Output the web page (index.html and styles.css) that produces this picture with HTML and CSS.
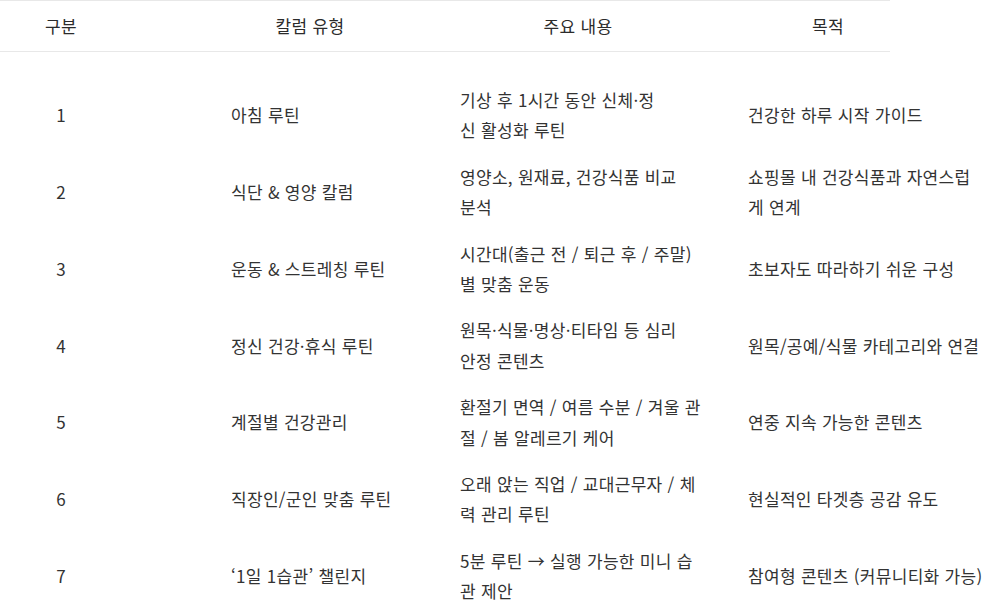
FILE: index.html
```html
<!DOCTYPE html>
<html lang="ko">
<head>
<meta charset="utf-8">
<title>칼럼 유형</title>
<link rel="stylesheet" href="styles.css">
</head>
<body>
<div class="table">
  <div class="head">
    <div class="hcell">구분</div>
    <div class="hcell">칼럼 유형</div>
    <div class="hcell">주요 내용</div>
    <div class="hcell">목적</div>
  </div>
  <div class="body">
    <div class="row">
      <div class="cell num">1</div>
      <div class="cell type">아침 루틴</div>
      <div class="cell desc">기상 후 1시간 동안 신체·정<br>신 활성화 루틴</div>
      <div class="cell goal">건강한 하루 시작 가이드</div>
    </div>
    <div class="row">
      <div class="cell num">2</div>
      <div class="cell type">식단 &amp; 영양 칼럼</div>
      <div class="cell desc">영양소, 원재료, 건강식품 비교<br>분석</div>
      <div class="cell goal">쇼핑몰 내 건강식품과 자연스럽<br>게 연계</div>
    </div>
    <div class="row">
      <div class="cell num">3</div>
      <div class="cell type">운동 &amp; 스트레칭 루틴</div>
      <div class="cell desc">시간대(출근 전 / 퇴근 후 / 주말)<br>별 맞춤 운동</div>
      <div class="cell goal">초보자도 따라하기 쉬운 구성</div>
    </div>
    <div class="row">
      <div class="cell num">4</div>
      <div class="cell type">정신 건강·휴식 루틴</div>
      <div class="cell desc">원목·식물·명상·티타임 등 심리<br>안정 콘텐츠</div>
      <div class="cell goal">원목/공예/식물 카테고리와 연결</div>
    </div>
    <div class="row">
      <div class="cell num">5</div>
      <div class="cell type">계절별 건강관리</div>
      <div class="cell desc">환절기 면역 / 여름 수분 / 겨울 관<br>절 / 봄 알레르기 케어</div>
      <div class="cell goal">연중 지속 가능한 콘텐츠</div>
    </div>
    <div class="row">
      <div class="cell num">6</div>
      <div class="cell type">직장인/군인 맞춤 루틴</div>
      <div class="cell desc">오래 앉는 직업 / 교대근무자 / 체<br>력 관리 루틴</div>
      <div class="cell goal">현실적인 타겟층 공감 유도</div>
    </div>
    <div class="row">
      <div class="cell num">7</div>
      <div class="cell type">‘1일 1습관’ 챌린지</div>
      <div class="cell desc">5분 루틴 → 실행 가능한 미니 습<br>관 제안</div>
      <div class="cell goal">참여형 콘텐츠 (커뮤니티화 가능)</div>
    </div>
  </div>
</div>
</body>
</html>
```

FILE: styles.css
```css
html, body {
  margin: 0;
  padding: 0;
  background: #ffffff;
}

body {
  font-family: "Noto Sans CJK KR", "Noto Sans", sans-serif;
  font-size: 17px;
  letter-spacing: 0.3px;
  color: #333333;
  overflow: hidden;
}

.table {
  width: 1000px;
}

.head {
  width: 890px;
  height: 50px;
  border-top: 1px solid #e8e8e8;
  border-bottom: 1px solid #e8e8e8;
  display: grid;
  grid-template-columns: 122px 376px 160px 340px;
  align-items: center;
}

.hcell {
  text-align: center;
  color: #2b2b2b;
  line-height: 50px;
}

.body {
  margin-top: 25px;
}

.row {
  display: grid;
  grid-template-columns: 122px 338px 288px 252px;
  align-items: center;
  padding: 8px 0;
  line-height: 30.4px;
}

.cell.num {
  text-align: center;
}

.cell.type {
  padding-left: 109px;
}

.cell.desc,
.cell.goal {
  white-space: nowrap;
}
```
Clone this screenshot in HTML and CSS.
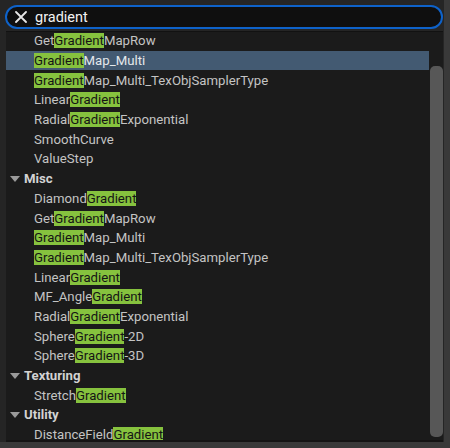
FILE: index.html
```html
<!DOCTYPE html>
<html>
<head>
<meta charset="utf-8">
<link rel="stylesheet" href="styles.css">
</head>
<body>
<div class="frame">
  <div class="search">
    <svg class="clear" width="12" height="12" viewBox="0 0 12 12"><path d="M1 1 L11 11 M11 1 L1 11" stroke="#e6e6e6" stroke-width="1.8" stroke-linecap="round"/></svg>
    <span class="query">gradient</span>
  </div>
  <div class="panel">
    <div class="list">
      <div class="row item">Get<span class="hl">Gradient</span>MapRow</div>
      <div class="row item selected"><span class="hl">Gradient</span>Map_Multi</div>
      <div class="row item"><span class="hl">Gradient</span>Map_Multi_TexObjSamplerType</div>
      <div class="row item">Linear<span class="hl">Gradient</span></div>
      <div class="row item">Radial<span class="hl">Gradient</span>Exponential</div>
      <div class="row item">SmoothCurve</div>
      <div class="row item">ValueStep</div>
      <div class="row cat"><span class="tri"></span>Misc</div>
      <div class="row item">Diamond<span class="hl">Gradient</span></div>
      <div class="row item">Get<span class="hl">Gradient</span>MapRow</div>
      <div class="row item"><span class="hl">Gradient</span>Map_Multi</div>
      <div class="row item"><span class="hl">Gradient</span>Map_Multi_TexObjSamplerType</div>
      <div class="row item">Linear<span class="hl">Gradient</span></div>
      <div class="row item">MF_Angle<span class="hl">Gradient</span></div>
      <div class="row item">Radial<span class="hl">Gradient</span>Exponential</div>
      <div class="row item">Sphere<span class="hl">Gradient</span>-2D</div>
      <div class="row item">Sphere<span class="hl">Gradient</span>-3D</div>
      <div class="row cat"><span class="tri"></span>Texturing</div>
      <div class="row item">Stretch<span class="hl">Gradient</span></div>
      <div class="row cat"><span class="tri"></span>Utility</div>
      <div class="row item">DistanceField<span class="hl">Gradient</span></div>
    </div>
    <div class="scroll"><div class="thumb"></div></div>
  </div>
</div>
</body>
</html>
```
FILE: styles.css
```css
html, body {
  margin: 0;
  padding: 0;
}
body {
  width: 450px;
  height: 448px;
  background: #393939;
  font-family: Roboto, "Noto Sans", sans-serif;
  overflow: hidden;
}
.frame {
  width: 444px;
  height: 442px;
  background: #252525;
  display: flex;
  flex-direction: column;
}
.search {
  margin: 5px 1px 0 5px;
  height: 20px;
  border: 2px solid #0e62c9;
  border-radius: 12px;
  background: #0f0f0f;
  display: flex;
  align-items: center;
}
.clear {
  margin-left: 8px;
  margin-right: 8px;
}
.query {
  color: #f2f2f2;
  font-size: 14.5px;
}
.panel {
  margin: 2px 1px 0 6px;
  flex: 1;
  background: #1b1b1b;
  border-top: 1px solid #121212;
  border-bottom: 2px solid #141414;
  display: flex;
  overflow: hidden;
}
.list {
  flex: 1;
  display: flex;
  flex-direction: column;
  margin-top: -1px;
}
.row {
  height: 19.7px;
  flex: none;
  display: flex;
  align-items: center;
  font-size: 13.2px;
  color: #c4c4c4;
  white-space: nowrap;
}
.item {
  padding-left: 28px;
}
.selected {
  background: #435a72;
  color: #e4e8ec;
}
.hl {
  background: #86c23e;
  color: #151515;
  line-height: 15px;
}
.cat {
  padding-left: 4px;
  font-weight: bold;
  color: #d2d2d2;
}
.tri {
  width: 0;
  height: 0;
  border-left: 5px solid transparent;
  border-right: 5px solid transparent;
  border-top: 6px solid #9a9a9a;
  margin-right: 4px;
}
.scroll {
  width: 13px;
  flex: none;
  display: flex;
  justify-content: flex-start;
  padding-left: 1px;
}
.thumb {
  width: 9px;
  margin-top: 34px;
  margin-bottom: 3px;
  flex: 1;
  background: #575757;
  border-radius: 5px;
}
```
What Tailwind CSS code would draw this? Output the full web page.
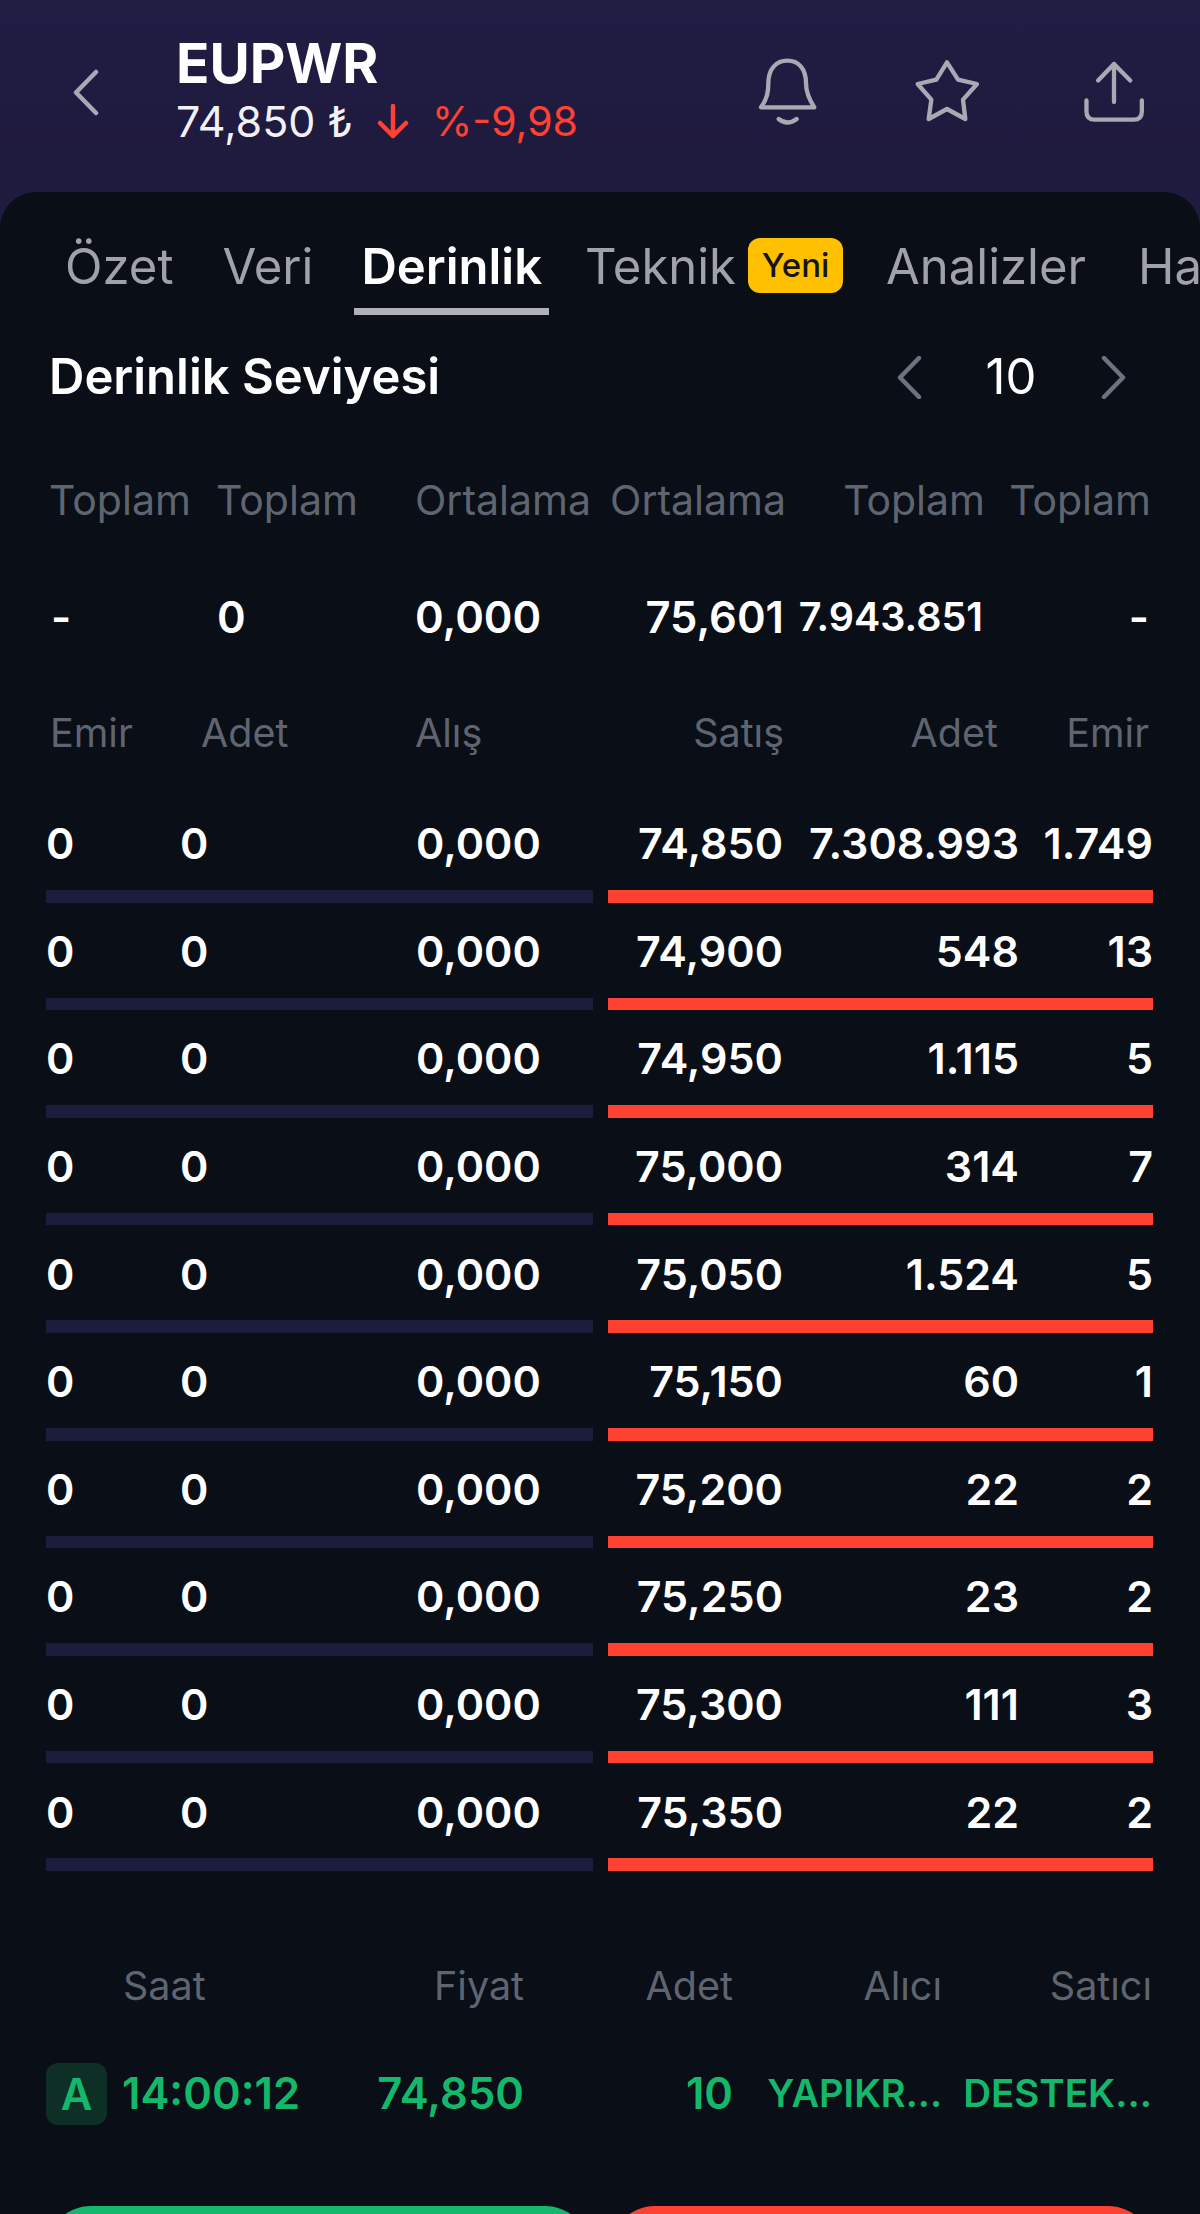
§
Reproduce each line word for word and drop the pictures.

Output the web page (index.html and styles.css) that produces this picture with HTML and CSS.
FILE: index.html
```html
<!DOCTYPE html>
<html lang="ko">
<head>
<meta charset="utf-8">
<title>칼럼 유형</title>
<link rel="stylesheet" href="styles.css">
</head>
<body>
<div class="table">
  <div class="head">
    <div class="hcell">구분</div>
    <div class="hcell">칼럼 유형</div>
    <div class="hcell">주요 내용</div>
    <div class="hcell">목적</div>
  </div>
  <div class="body">
    <div class="row">
      <div class="cell num">1</div>
      <div class="cell type">아침 루틴</div>
      <div class="cell desc">기상 후 1시간 동안 신체·정<br>신 활성화 루틴</div>
      <div class="cell goal">건강한 하루 시작 가이드</div>
    </div>
    <div class="row">
      <div class="cell num">2</div>
      <div class="cell type">식단 &amp; 영양 칼럼</div>
      <div class="cell desc">영양소, 원재료, 건강식품 비교<br>분석</div>
      <div class="cell goal">쇼핑몰 내 건강식품과 자연스럽<br>게 연계</div>
    </div>
    <div class="row">
      <div class="cell num">3</div>
      <div class="cell type">운동 &amp; 스트레칭 루틴</div>
      <div class="cell desc">시간대(출근 전 / 퇴근 후 / 주말)<br>별 맞춤 운동</div>
      <div class="cell goal">초보자도 따라하기 쉬운 구성</div>
    </div>
    <div class="row">
      <div class="cell num">4</div>
      <div class="cell type">정신 건강·휴식 루틴</div>
      <div class="cell desc">원목·식물·명상·티타임 등 심리<br>안정 콘텐츠</div>
      <div class="cell goal">원목/공예/식물 카테고리와 연결</div>
    </div>
    <div class="row">
      <div class="cell num">5</div>
      <div class="cell type">계절별 건강관리</div>
      <div class="cell desc">환절기 면역 / 여름 수분 / 겨울 관<br>절 / 봄 알레르기 케어</div>
      <div class="cell goal">연중 지속 가능한 콘텐츠</div>
    </div>
    <div class="row">
      <div class="cell num">6</div>
      <div class="cell type">직장인/군인 맞춤 루틴</div>
      <div class="cell desc">오래 앉는 직업 / 교대근무자 / 체<br>력 관리 루틴</div>
      <div class="cell goal">현실적인 타겟층 공감 유도</div>
    </div>
    <div class="row">
      <div class="cell num">7</div>
      <div class="cell type">‘1일 1습관’ 챌린지</div>
      <div class="cell desc">5분 루틴 → 실행 가능한 미니 습<br>관 제안</div>
      <div class="cell goal">참여형 콘텐츠 (커뮤니티화 가능)</div>
    </div>
  </div>
</div>
</body>
</html>
```

FILE: styles.css
```css
html, body {
  margin: 0;
  padding: 0;
  background: #ffffff;
}

body {
  font-family: "Noto Sans CJK KR", "Noto Sans", sans-serif;
  font-size: 17px;
  letter-spacing: 0.3px;
  color: #333333;
  overflow: hidden;
}

.table {
  width: 1000px;
}

.head {
  width: 890px;
  height: 50px;
  border-top: 1px solid #e8e8e8;
  border-bottom: 1px solid #e8e8e8;
  display: grid;
  grid-template-columns: 122px 376px 160px 340px;
  align-items: center;
}

.hcell {
  text-align: center;
  color: #2b2b2b;
  line-height: 50px;
}

.body {
  margin-top: 25px;
}

.row {
  display: grid;
  grid-template-columns: 122px 338px 288px 252px;
  align-items: center;
  padding: 8px 0;
  line-height: 30.4px;
}

.cell.num {
  text-align: center;
}

.cell.type {
  padding-left: 109px;
}

.cell.desc,
.cell.goal {
  white-space: nowrap;
}
```
Clone this screenshot in HTML and CSS.
FILE: index.html
```html
<!DOCTYPE html>
<html>
<head>
<meta charset="utf-8">
<link rel="stylesheet" href="styles.css">
</head>
<body>
<div class="frame">
  <div class="search">
    <svg class="clear" width="12" height="12" viewBox="0 0 12 12"><path d="M1 1 L11 11 M11 1 L1 11" stroke="#e6e6e6" stroke-width="1.8" stroke-linecap="round"/></svg>
    <span class="query">gradient</span>
  </div>
  <div class="panel">
    <div class="list">
      <div class="row item">Get<span class="hl">Gradient</span>MapRow</div>
      <div class="row item selected"><span class="hl">Gradient</span>Map_Multi</div>
      <div class="row item"><span class="hl">Gradient</span>Map_Multi_TexObjSamplerType</div>
      <div class="row item">Linear<span class="hl">Gradient</span></div>
      <div class="row item">Radial<span class="hl">Gradient</span>Exponential</div>
      <div class="row item">SmoothCurve</div>
      <div class="row item">ValueStep</div>
      <div class="row cat"><span class="tri"></span>Misc</div>
      <div class="row item">Diamond<span class="hl">Gradient</span></div>
      <div class="row item">Get<span class="hl">Gradient</span>MapRow</div>
      <div class="row item"><span class="hl">Gradient</span>Map_Multi</div>
      <div class="row item"><span class="hl">Gradient</span>Map_Multi_TexObjSamplerType</div>
      <div class="row item">Linear<span class="hl">Gradient</span></div>
      <div class="row item">MF_Angle<span class="hl">Gradient</span></div>
      <div class="row item">Radial<span class="hl">Gradient</span>Exponential</div>
      <div class="row item">Sphere<span class="hl">Gradient</span>-2D</div>
      <div class="row item">Sphere<span class="hl">Gradient</span>-3D</div>
      <div class="row cat"><span class="tri"></span>Texturing</div>
      <div class="row item">Stretch<span class="hl">Gradient</span></div>
      <div class="row cat"><span class="tri"></span>Utility</div>
      <div class="row item">DistanceField<span class="hl">Gradient</span></div>
    </div>
    <div class="scroll"><div class="thumb"></div></div>
  </div>
</div>
</body>
</html>
```
FILE: styles.css
```css
html, body {
  margin: 0;
  padding: 0;
}
body {
  width: 450px;
  height: 448px;
  background: #393939;
  font-family: Roboto, "Noto Sans", sans-serif;
  overflow: hidden;
}
.frame {
  width: 444px;
  height: 442px;
  background: #252525;
  display: flex;
  flex-direction: column;
}
.search {
  margin: 5px 1px 0 5px;
  height: 20px;
  border: 2px solid #0e62c9;
  border-radius: 12px;
  background: #0f0f0f;
  display: flex;
  align-items: center;
}
.clear {
  margin-left: 8px;
  margin-right: 8px;
}
.query {
  color: #f2f2f2;
  font-size: 14.5px;
}
.panel {
  margin: 2px 1px 0 6px;
  flex: 1;
  background: #1b1b1b;
  border-top: 1px solid #121212;
  border-bottom: 2px solid #141414;
  display: flex;
  overflow: hidden;
}
.list {
  flex: 1;
  display: flex;
  flex-direction: column;
  margin-top: -1px;
}
.row {
  height: 19.7px;
  flex: none;
  display: flex;
  align-items: center;
  font-size: 13.2px;
  color: #c4c4c4;
  white-space: nowrap;
}
.item {
  padding-left: 28px;
}
.selected {
  background: #435a72;
  color: #e4e8ec;
}
.hl {
  background: #86c23e;
  color: #151515;
  line-height: 15px;
}
.cat {
  padding-left: 4px;
  font-weight: bold;
  color: #d2d2d2;
}
.tri {
  width: 0;
  height: 0;
  border-left: 5px solid transparent;
  border-right: 5px solid transparent;
  border-top: 6px solid #9a9a9a;
  margin-right: 4px;
}
.scroll {
  width: 13px;
  flex: none;
  display: flex;
  justify-content: flex-start;
  padding-left: 1px;
}
.thumb {
  width: 9px;
  margin-top: 34px;
  margin-bottom: 3px;
  flex: 1;
  background: #575757;
  border-radius: 5px;
}
```
What Tailwind CSS code would draw this? Output the full web page.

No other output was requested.